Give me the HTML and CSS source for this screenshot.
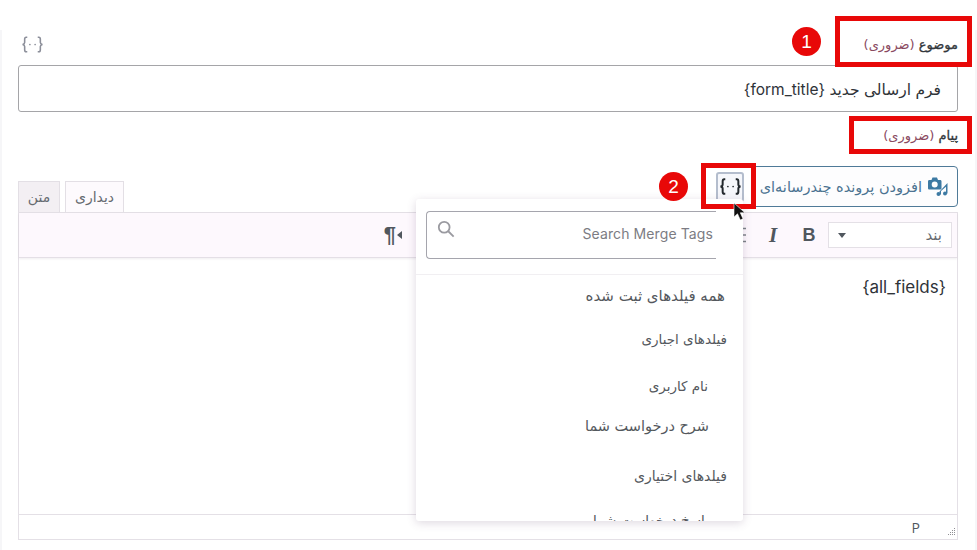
FILE: index.html
```html
<!DOCTYPE html>
<html lang="fa" dir="rtl">
<head>
  <meta charset="UTF-8">
  <title>Merge Tags</title>
  <link rel="stylesheet" href="styles.css">
</head>
<body>
  <div class="page">
    <!-- subject field -->
    <div class="field-head">
      <label class="field-label">موضوع <span class="required">(ضروری)</span></label>
      <svg class="tag-icon tag-icon-muted" viewBox="0 0 22 18"><path d="M6 2H5C3.800 2 3.500 2.800 3.500 4V7C3.500 8 3 8.700 1.500 9C3 9.300 3.500 10 3.500 11V14C3.500 15.200 3.800 16 5 16H6M16 2H17C18.200 2 18.500 2.800 18.500 4V7C18.500 8 19 8.700 20.500 9C19 9.300 18.500 10 18.500 11V14C18.500 15.200 18.200 16 17 16H16"/><circle cx="8.500" cy="9" r=".8"/><circle cx="13.500" cy="9" r=".8"/></svg>
    </div>
    <div class="subject-input">فرم ارسالی جدید {form_title}</div>

    <!-- message field -->
    <label class="field-label message-label">پیام <span class="required">(ضروری)</span></label>

    <div class="media-row">
      <button class="media-btn">
        <svg class="media-icon" viewBox="0 0 20 19"><path fill-rule="evenodd" d="M1.500 3H3.500L4.500 .5H9L10 3H12C13 3 13.500 3.500 13.500 4.500V11C13.500 12 13 12.500 12 12.500H1.500C.5 12.500 0 12 0 11V4.500C0 3.500 .5 3 1.500 3ZM6.700 4.500A3 3 0 1 0 6.701 10.500A3 3 0 1 0 6.700 4.500Z"/><path d="M11.500 14.500L19.500 6V16.500H18V9.800L13 14V17.500H11.500Z"/><circle cx="10.500" cy="17" r="2"/><circle cx="17" cy="16.500" r="2"/></svg>
        افزودن پرونده چندرسانه‌ای
      </button>
      <button class="tag-btn">
        <svg class="tag-icon" viewBox="0 0 22 18"><path d="M6 2H5C3.800 2 3.500 2.800 3.500 4V7C3.500 8 3 8.700 1.500 9C3 9.300 3.500 10 3.500 11V14C3.500 15.200 3.800 16 5 16H6M16 2H17C18.200 2 18.500 2.800 18.500 4V7C18.500 8 19 8.700 20.500 9C19 9.300 18.500 10 18.500 11V14C18.500 15.200 18.200 16 17 16H16"/><circle cx="8.500" cy="9" r=".8"/><circle cx="13.500" cy="9" r=".8"/></svg>
      </button>
    </div>

    <div class="tabs">
      <div class="tab tab-active">دیداری</div>
      <div class="tab">متن</div>
    </div>

    <div class="editor">
      <div class="toolbar">
        <div class="format-select"><span>بند</span><i class="caret"></i></div>
        <span class="tool tool-bold">B</span>
        <span class="tool tool-italic">I</span>
        <span class="tool tool-list">
          <svg viewBox="0 0 16 16"><path d="M2 1.500H14M6 8H14M2 14.500H14"/></svg>
        </span>
        <span class="tool-rtl">¶<i class="caret-left"></i></span>
      </div>
      <div class="editor-body">{all_fields}</div>
      <div class="statusbar">
        <span>p</span>
        <svg class="resize-grip" viewBox="0 0 10 10"><path d="M8 1h1v1H8zM6 3h1v1H6zM8 3h1v1H8zM4 5h1v1H4zM6 5h1v1H6zM8 5h1v1H8zM2 7h1v1H2zM4 7h1v1H4zM6 7h1v1H6zM8 7h1v1H8z"/></svg>
      </div>

      <!-- merge tag popup -->
      <div class="merge-popup">
        <div class="merge-search">
          <div class="merge-input">
            <span>Search Merge Tags</span>
            <svg class="search-icon" viewBox="0 0 20 20"><circle cx="8" cy="8" r="6"/><path d="M12.500 12.500L18.500 18.500"/></svg>
          </div>
        </div>
        <ul class="merge-list">
          <li class="merge-item item-all">همه فیلدهای ثبت شده</li>
          <li class="merge-item item-required">فیلدهای اجباری</li>
          <li class="merge-item item-user">نام کاربری</li>
          <li class="merge-item item-desc">شرح درخواست شما</li>
          <li class="merge-item item-optional">فیلدهای اختیاری</li>
          <li class="merge-item item-last">پاسخ درخواست شما</li>
        </ul>
      </div>
    </div>

    <!-- tutorial markers drawn over the screenshot -->
    <div class="mark mark-subject"></div>
    <div class="mark mark-message"></div>
    <div class="mark mark-tag"></div>
    <div class="badge badge-one">1</div>
    <div class="badge badge-two">2</div>
    <svg class="cursor" viewBox="0 0 14 20"><path d="M1 1V15L4.500 11.800L7.300 18L10 16.800L7.300 10.800H12Z"/></svg>
  </div>
</body>
</html>
```

FILE: styles.css
```css
* {
  box-sizing: border-box;
}

body {
  margin: 0;
  background-color: #ffffff;
  font-family: 'DejaVu Sans', sans-serif;
  color: #3c434a;
  overflow: hidden;
}

.page {
  position: relative;
  width: 977px;
  height: 550px;
  padding: 0 19px 0 18px;
  overflow: hidden;
}

.page::before,
.page::after {
  content: '';
  position: absolute;
  top: 30px;
  bottom: 0;
  width: 2px;
  background-color: #f6f6f8;
}

.page::before { right: 0; }
.page::after { left: 0; }

.field-head {
  display: flex;
  justify-content: space-between;
  align-items: center;
  height: 65px;
  padding-top: 24px;
}

.field-label {
  display: block;
  font-size: 13px;
  -webkit-text-stroke: 0.3px #32373c;
  color: #32373c;
}

.required {
  -webkit-text-stroke: 0;
  color: #8a4a5f;
}

.tag-icon {
  display: block;
  width: 23px;
  height: 19px;
  fill: #23282d;
}

.tag-icon path {
  fill: none;
  stroke: #23282d;
  stroke-width: 1.900;
}

.tag-icon-muted {
  margin-left: 3px;
  fill: #8c8f9a;
}

.tag-icon-muted path {
  stroke: #8c8f9a;
  stroke-width: 1.500;
}

.subject-input {
  height: 47px;
  padding: 0 16px;
  border: 1px solid #a5a5a8;
  border-radius: 3px;
  font-family: 'Inter', 'DejaVu Sans', sans-serif;
  font-size: 15.500px;
  line-height: 47px;
  color: #2f3338;
}

.message-label {
  margin-top: 16px;
  line-height: 16px;
}

.media-row {
  display: flex;
  align-items: center;
  height: 41px;
  margin-top: 22px;
  gap: 8px;
}

.media-btn {
  display: flex;
  align-items: center;
  gap: 6px;
  width: 206px;
  height: 41px;
  padding: 0 9px;
  background-color: #fdfdfe;
  border: 1px solid #4f7a98;
  border-radius: 4px;
  font-family: inherit;
  font-size: 14.500px;
  white-space: nowrap;
  color: #4b7391;
}

.media-icon {
  width: 20px;
  height: 19px;
  fill: #3d7aa3;
  flex-shrink: 0;
}

.tag-btn {
  display: flex;
  align-items: center;
  justify-content: center;
  width: 28px;
  height: 30px;
  padding: 0;
  background-color: #f6f7fb;
  border: 2px solid #b4bdcd;
  border-radius: 3px;
}

.tabs {
  display: flex;
  flex-direction: row-reverse;
  justify-content: flex-end;
  gap: 5px;
  width: 106px;
  height: 32px;
  margin-top: -26px;
  margin-bottom: -1px;
  margin-right: auto;
  direction: ltr;
}

.tab {
  width: 42px;
  height: 31px;
  background-color: #f3eff3;
  border: 1px solid #e3dfe5;
  border-bottom: none;
  font-size: 14px;
  line-height: 30px;
  text-align: center;
  color: #666a70;
}

.tab-active {
  width: 59px;
  height: 32px;
  background-color: #fdfafd;
}

.editor {
  position: relative;
  height: 328px;
  border: 1px solid #e4e0e6;
}

.toolbar {
  display: flex;
  align-items: center;
  height: 45px;
  padding: 0 5px;
  background-color: #fdf8fd;
  border-bottom: 1px solid #e4dfe6;
  box-shadow: 0 1px 2px rgba(60, 40, 70, 0.08);
}

.format-select {
  display: flex;
  justify-content: space-between;
  align-items: center;
  width: 124px;
  height: 26px;
  padding: 0 9px;
  background-color: #fff;
  border: 1px solid #e4e0e6;
  font-size: 15px;
  color: #666a70;
}

.caret {
  width: 0;
  height: 0;
  border-left: 4px solid transparent;
  border-right: 4px solid transparent;
  border-top: 5px solid #50575e;
}

.tool {
  width: 36px;
  font-family: 'Liberation Sans', sans-serif;
  font-size: 18px;
  text-align: center;
  color: #50575e;
}

.tool-bold {
  margin-right: 1px;
  font-weight: 700;
}

.tool-italic {
  font-family: 'Liberation Serif', serif;
  font-size: 21px;
  font-weight: 700;
  font-style: italic;
}

.tool-list svg {
  display: block;
  width: 16px;
  height: 16px;
  margin: 0 7px 0 auto;
  fill: none;
  stroke: #7d8288;
  stroke-width: 1.500;
}

.tool-rtl {
  display: flex;
  align-items: center;
  margin-right: 317px;
  direction: ltr;
  font-family: 'Liberation Sans', sans-serif;
  font-size: 22px;
  font-weight: 700;
  color: #50575e;
}

.caret-left {
  width: 0;
  height: 0;
  margin-left: 1px;
  border-top: 4px solid transparent;
  border-bottom: 4px solid transparent;
  border-right: 5px solid #50575e;
}

.editor-body {
  height: 256px;
  padding: 19px 11px;
  font-family: 'Inter', sans-serif;
  font-size: 17px;
  color: #2f3338;
}

.statusbar {
  display: flex;
  align-items: center;
  position: relative;
  height: 25px;
  padding: 0 37px 0 2px;
  border-top: 1px solid #e4e0e6;
  font-family: 'Open Sans', sans-serif;
  font-size: 14px;
  color: #50575e;
  text-transform: uppercase;
}

.resize-grip {
  position: absolute;
  right: 1px;
  bottom: 2px;
  width: 10px;
  height: 10px;
  fill: #8f8f94;
}

.merge-popup {
  position: absolute;
  top: -14px;
  left: 397px;
  width: 327px;
  height: 322px;
  overflow: hidden;
  background-color: #fff;
  border-radius: 3px;
  box-shadow: 0 2px 10px rgba(90, 60, 100, 0.2);
}

.merge-search {
  height: 76px;
  padding: 12px 27px 0 10px;
  border-bottom: 1px solid #f1eff2;
  direction: ltr;
}

.merge-input {
  display: flex;
  flex-direction: row-reverse;
  justify-content: space-between;
  height: 48px;
  padding: 0 3px 0 10px;
  border: 1px solid #a5a5ad;
  border-right: none;
  border-radius: 4px 0 0 4px;
  font-family: 'Inter', sans-serif;
  font-size: 14px;
  letter-spacing: 0.1px;
  line-height: 44px;
  color: #7c7c83;
}

.search-icon {
  width: 18px;
  height: 18px;
  margin-top: 8px;
  fill: none;
  stroke: #9a9aa0;
  stroke-width: 2;
}

.merge-list {
  margin: 0;
  padding: 0;
  list-style: none;
  font-size: 13.500px;
  color: #54585d;
}

.merge-item {
  height: 44px;
  line-height: 18px;
}

.item-all { margin-right: 18px; padding-top: 12px; font-size: 15px; }
.item-required { margin-right: 16px; padding-top: 11px; }
.item-user { margin-right: 35px; padding-top: 14px; }
.item-desc { margin-right: 34px; padding-top: 10px; height: 40px; font-size: 14.500px; }
.item-optional { margin-right: 16px; padding-top: 20px; height: 52px; font-size: 14px; }
.item-last { margin-right: 34px; padding-top: 12px; }

.mark {
  position: absolute;
  border: 5px solid #e80808;
}

.mark-subject {
  top: 16px;
  left: 835px;
  width: 137px;
  height: 51px;
}

.mark-message {
  top: 116px;
  left: 849px;
  width: 123px;
  height: 38px;
}

.mark-tag {
  top: 163px;
  left: 701px;
  width: 55px;
  height: 46px;
}

.badge {
  position: absolute;
  width: 29px;
  height: 29px;
  border-radius: 50%;
  background-color: #e80808;
  font-family: 'Liberation Sans', sans-serif;
  font-size: 19px;
  line-height: 29px;
  text-align: center;
  color: #fff;
}

.badge-one {
  top: 27px;
  left: 792px;
}

.badge-two {
  top: 172px;
  left: 659px;
}

.cursor {
  position: absolute;
  top: 202px;
  left: 733px;
  width: 14px;
  height: 20px;
  fill: #111;
  stroke: #fff;
  stroke-width: 0.600;
}
```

━━━━━━━━━━━━━━━━━━━━━━━━━━━━━━

→ **What to do**
Reproduce each line of the material containing the word "screenshot".

→ **Full output**
Give me the HTML and CSS source for this screenshot.
    <!-- tutorial markers drawn over the screenshot -->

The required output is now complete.